Drink it down down down down down down…
Everyone continues singing the last line of the song until the two hares finish chugging every drop of beer in their cups, turn the empty glasses upside down, and shake them above their heads. I turn to I Feel Tower with an incredulous look on my face. Reading my mind, he says, “Sense of humor is the one requirement. There are people who walk trails, there are people who don’t drink, there are people who don’t sing. Everyone is into some aspect of it, but the main common denominator is a sense of humor.”
The next down-down goes to the hasher with the best Purim costume. After calling the Jewish pirate to the center of the circle, the group begins to sing again:
What a wank what a wank what a wank wank wank,
What a wank what a wank what a wank wank wank,
What a wank what a wank what a wank wank wank,
What a wank what a wank wank wank!
Drink it down down down down down down…
He follows the same procedure as the hares before him, chugging the beer and tilting the glass above his pirate hat.

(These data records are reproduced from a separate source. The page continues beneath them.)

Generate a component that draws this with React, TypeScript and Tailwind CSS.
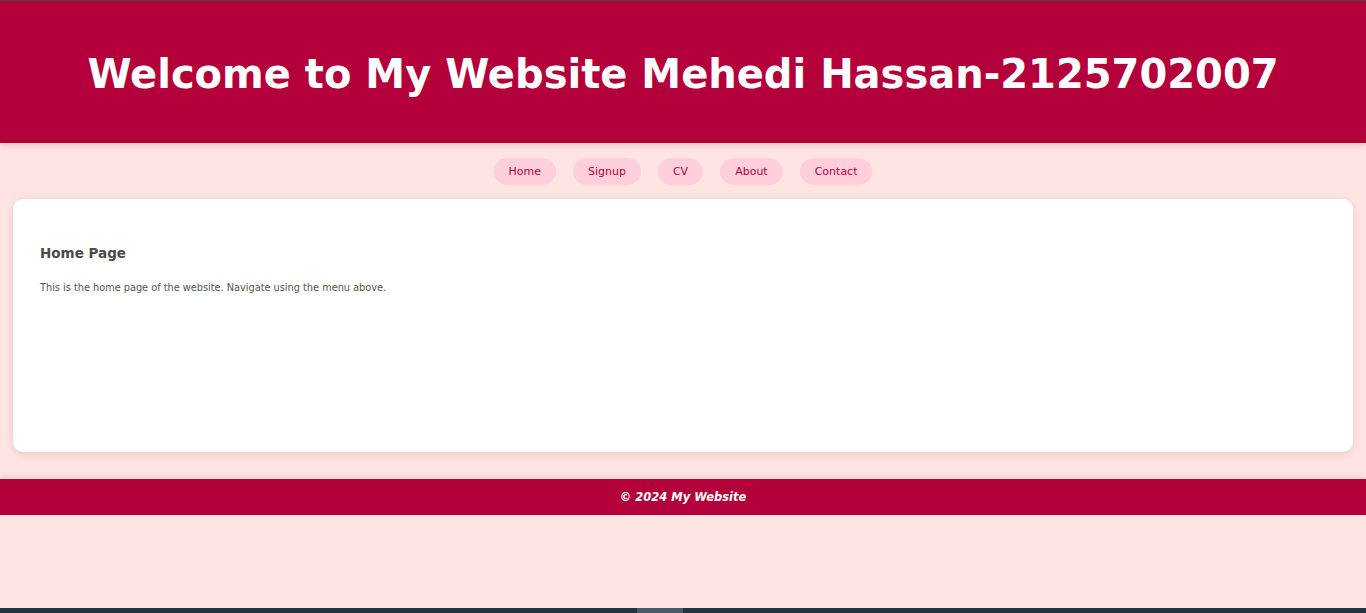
import React from 'react';

const links = ['Home', 'Signup', 'CV', 'About', 'Contact'];

export default function App() {
  return (
    <div
      className="flex min-h-[613px] flex-col bg-[#ffe4e4]"
      style={{ fontFamily: '"Comic Sans MS", "DejaVu Sans", sans-serif' }}
    >
      <div className="h-px bg-[#4a4a4a]" />
      {/* header */}
      <header className="flex h-[142px] items-center justify-center bg-[#b4003a] pt-[4px] shadow-[0_2px_6px_rgba(0,0,0,0.15)]">
        <h1 className="text-[40px] font-bold text-white">
          Welcome to My Website Mehedi Hassan-2125702007
        </h1>
      </header>

      {/* nav */}
      <nav className="flex justify-center gap-[17px] pt-[15px]">
        {links.map(l => (
          <a
            key={l}
            className="flex h-[27px] items-center rounded-full bg-[#ffcfdc] px-[15px] pt-[2px] text-[11px] text-[#b4003a]"
          >
            {l}
          </a>
        ))}
      </nav>

      {/* content */}
      <main className="mx-[13px] mt-[14px] h-[253px] rounded-[10px] bg-white px-[27px] pt-[44px] shadow-[0_2px_8px_rgba(0,0,0,0.12)]">
        <h2 className="text-[13.5px] font-bold text-[#4a4a4a]">Home Page</h2>
        <p className="mt-[18px] text-[9.75px] text-[#555]">
          This is the home page of the website. Navigate using the menu above.
        </p>
      </main>

      {/* footer */}
      <footer className="mt-[27px] flex h-[36px] items-center justify-center bg-[#b4003a] pt-[2px] shadow-[0_-2px_6px_rgba(0,0,0,0.1)]">
        <span className="text-[11.5px] font-bold italic text-white">© 2024 My Website</span>
      </footer>

      <div className="mt-auto flex h-[5px] bg-[#223540]">
        <div className="w-[637px]" />
        <div className="w-[46px] bg-[#4a5a63]" />
      </div>
    </div>
  );
}
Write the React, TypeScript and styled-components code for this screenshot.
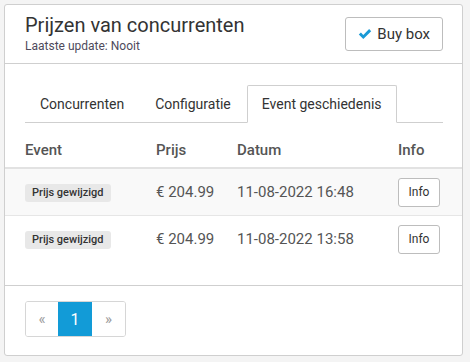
import styled, { createGlobalStyle } from "styled-components";

interface EventRow {
  id: string;
  label: string;
  price: string;
  date: string;
}

const EVENTS: EventRow[] = [
  { id: "e1", label: "Prijs gewijzigd", price: "€ 204.99", date: "11-08-2022 16:48" },
  { id: "e2", label: "Prijs gewijzigd", price: "€ 204.99", date: "11-08-2022 13:58" },
];

const TABS = ["Concurrenten", "Configuratie", "Event geschiedenis"];

const GlobalStyle = createGlobalStyle`
  * { box-sizing: border-box; }
  body {
    margin: 0;
    background: #f4f4f4;
    font-family: Roboto, "Liberation Sans", Arial, sans-serif;
    color: #333;
  }
`;

const Card = styled.div`
  width: 459px;
  height: 352px;
  margin: 4px 0 0 4px;
  background: #fff;
  border: 1px solid #cfcfcf;
  border-radius: 3px;
  display: flex;
  flex-direction: column;
`;

const Header = styled.div`
  display: flex;
  align-items: center;
  justify-content: space-between;
  height: 59px;
  padding: 0 19px 0 20px;
  border-bottom: 1px solid #cfcfcf;
`;

const TitleBlock = styled.div`
  display: flex;
  flex-direction: column;
  gap: 2px;
  margin-top: -1px;
`;

const Title = styled.h3`
  margin: 0;
  font-size: 20px;
  line-height: 24px;
  font-weight: 400;
  color: #333;
`;

const Subtitle = styled.span`
  font-size: 12px;
  line-height: 15px;
  color: #4e4a5c;
`;

const ButtonOutline = styled.button`
  display: flex;
  align-items: center;
  gap: 5px;
  height: 34px;
  padding: 0 12px;
  background: #fff;
  border: 1px solid #bdbdbd;
  border-radius: 3px;
  font-family: inherit;
  font-size: 15px;
  color: #333;
`;

const Body = styled.div`
  flex: 1;
`;

const TabBar = styled.div`
  display: flex;
  margin: 21px 19px 0 20px;
  border-bottom: 1px solid #cfcfcf;
`;

const Tab = styled.div<{ $active?: boolean }>`
  height: 38px;
  margin-bottom: -1px;
  margin-right: 1px;
  padding: 0 14px;
  display: flex;
  align-items: center;
  font-size: 14px;
  color: #333;
  border: 1px solid ${({ $active }) => ($active ? "#cfcfcf" : "transparent")};
  border-bottom-color: ${({ $active }) => ($active ? "#fff" : "transparent")};
  border-radius: 2px 2px 0 0;
  background: ${({ $active }) => ($active ? "#fff" : "transparent")};
`;

const Table = styled.div`
  margin-top: 10px;
`;

const Row = styled.div<{ $head?: boolean; $striped?: boolean }>`
  display: grid;
  grid-template-columns: 131px 81px 161px 1fr;
  align-items: center;
  padding: 0 19px 0 20px;
  height: ${({ $head }) => ($head ? "36px" : "47px")};
  background: ${({ $striped }) => ($striped ? "#f9f9f9" : "#fff")};
  border-bottom: ${({ $head }) => ($head ? "2px solid #e2e2e2" : "1px solid #e6e6e6")};

  &:last-child {
    border-bottom: none;
    height: 46px;
  }
`;

const HeadCell = styled.div`
  font-size: 15px;
  font-weight: 500;
  color: #555;
`;

const Cell = styled.div`
  font-size: 15px;
  color: #555;
`;

const Badge = styled.span`
  display: inline-block;
  padding: 2px 7px;
  font-size: 11px;
  line-height: 14px;
  font-weight: 500;
  color: #333;
  background: #e8e8e8;
  border-radius: 3px;
`;

const SmallButton = styled.button`
  width: 42px;
  height: 29px;
  padding: 0;
  background: #fff;
  border: 1px solid #bdbdbd;
  border-radius: 3px;
  font-family: inherit;
  font-size: 12px;
  color: #333;
`;

const Footer = styled.div`
  border-top: 1px solid #cfcfcf;
  padding: 15px 20px 18px;
`;

const Pagination = styled.div`
  display: inline-flex;
  border: 1px solid #d6d6d6;
  border-radius: 3px;
  overflow: hidden;
`;

const PageItem = styled.div<{ $active?: boolean; $w: number }>`
  width: ${({ $w }) => $w}px;
  height: 34px;
  display: flex;
  align-items: center;
  justify-content: center;
  font-size: ${({ $active }) => ($active ? "16px" : "15px")};
  color: ${({ $active }) => ($active ? "#fff" : "#9a9a9a")};
  background: ${({ $active }) => ($active ? "#129bd7" : "#fff")};
`;

function CheckIcon() {
  return (
    <svg width="14" height="12" viewBox="0 0 14 12">
      <path d="M0.8 6.6 L2.9 4.5 L5.3 6.9 L11.1 1.1 L13.2 3.2 L5.3 11.1 Z" fill="#1a9ad6" />
    </svg>
  );
}

export default function App() {
  return (
    <>
      <GlobalStyle />
      <Card>
        <Header>
          <TitleBlock>
            <Title>Prijzen van concurrenten</Title>
            <Subtitle>Laatste update: Nooit</Subtitle>
          </TitleBlock>
          <ButtonOutline>
            <CheckIcon />
            Buy box
          </ButtonOutline>
        </Header>
        <Body>
          <TabBar>
            {TABS.map((t) => (
              <Tab key={t} $active={t === "Event geschiedenis"}>
                {t}
              </Tab>
            ))}
          </TabBar>
          <Table>
            <Row $head>
              <HeadCell>Event</HeadCell>
              <HeadCell>Prijs</HeadCell>
              <HeadCell>Datum</HeadCell>
              <HeadCell>Info</HeadCell>
            </Row>
            {EVENTS.map((ev, i) => (
              <Row key={ev.id} $striped={i % 2 === 0}>
                <Cell>
                  <Badge>{ev.label}</Badge>
                </Cell>
                <Cell>{ev.price}</Cell>
                <Cell>{ev.date}</Cell>
                <Cell>
                  <SmallButton>Info</SmallButton>
                </Cell>
              </Row>
            ))}
          </Table>
        </Body>
        <Footer>
          <Pagination>
            <PageItem $w={32}>«</PageItem>
            <PageItem $w={34} $active>
              1
            </PageItem>
            <PageItem $w={33}>»</PageItem>
          </Pagination>
        </Footer>
      </Card>
    </>
  );
}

Next, the hares call all of the virgins from chalk talk into the middle of the circle. I join my fellow newcomers on display with full glasses of beer in our hands. After asking for each of our names and an explanation of what made us join the hash today, they start to sing:
Here’s to the virgins, they’re true blue,
They are Hashers through and through- hey!
They are assholes, so they say,
Tried to go to heaven but they went the other way!
Drink it down down down down down down…
The song fades as we each finish chugging our beers and shaking our glasses, following the examples of the veterans that went before us. We smile at one another, former strangers celebrating our initiation into this strange yet entertaining group of runners and drinkers. I return to my seat next to Coney Lingus, wiping the beer foam dripping my mouth with my sleeve.
“Nice job! You’re one of us now,” he says with a nod of approval.
“Thanks,” I say proudly.
“So, do you think you’re gonna come back?”
I take a sip from my new glass of beer. “Definitely.”